Dumbbell skull crushers

To hit the "bat wings" of your triceps unilaterally, try the dumbbell skull crushers exercise. Choose a set of dumbbells between eight and 15 pounds, holding one in each hand. Lie back on a mat or bench, with your knees bent, your feet flat. Extend the dumbbells directly over your chest, your palms facing inward. From this position, keep your upper arms completely fixed and bend your elbows, steadily lowering the dumbbells toward your head. Stop when your elbows for 90-degree angles, and extend your elbows, returning the dumbbells to their original position. Perform eight to 12 repetitions to complete a set.

Biceps 21s

The biceps 21s exercise is an approach to performing dumbbell curls that involves a change in range of motion every seven repetitions. Grab a set of dumbbells between eight and 15 pounds, and stand tall, your feet shoulder-width apart, your knees slightly bent. Start with the dumbbells positioned at your shoulders, your elbows bent, and your palms facing you. Engage your core and steadily lower the dumbbells half way, until your elbows form a 90-degree angle. Hold the position for a beat, then curl the dumbbells back to your shoulders. Continue for six more repetitions.
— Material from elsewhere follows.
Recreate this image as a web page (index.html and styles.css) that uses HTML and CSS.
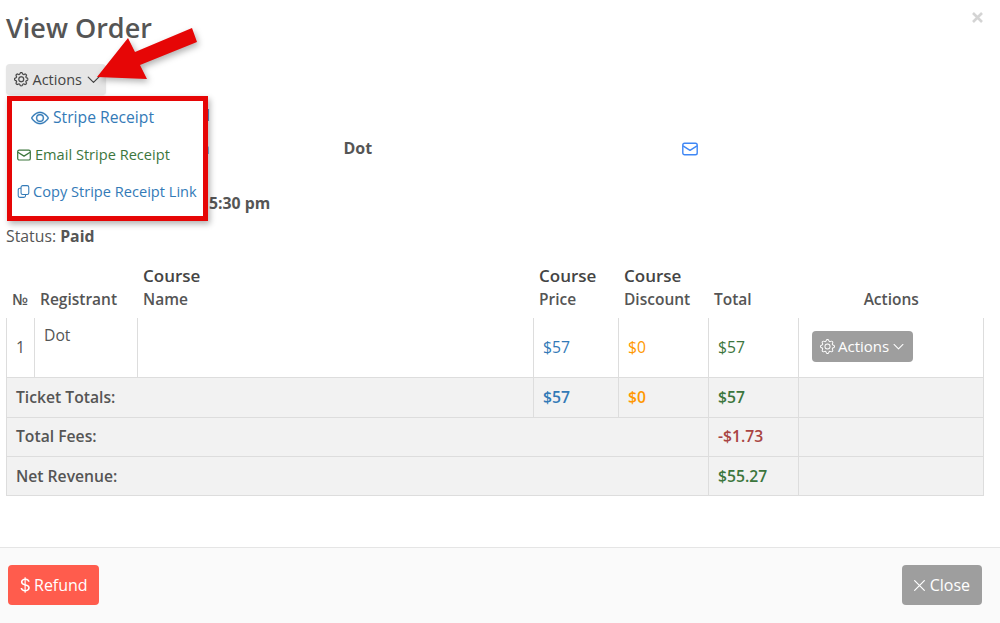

After completing seven reps, lower the dumbbells all the way to your thighs, then immediately perform seven more half curls, this time performing the bottom half of the exercise by bending your elbows to 90-degrees, pausing, then extending your elbows fully. After seven reps, you'll transition to a full dumbbell curl, performing the last seven repetitions by drawing the dumbbells all the way to your shoulders as you bend your elbows, then reversing the movement to lower the dumbbells back to your thighs. Remember to keep your upper arms fixed to your sides throughout the exercise to avoid using momentum as you do each dumbbell curl. When you complete all 21 repetitions, you've completed a set.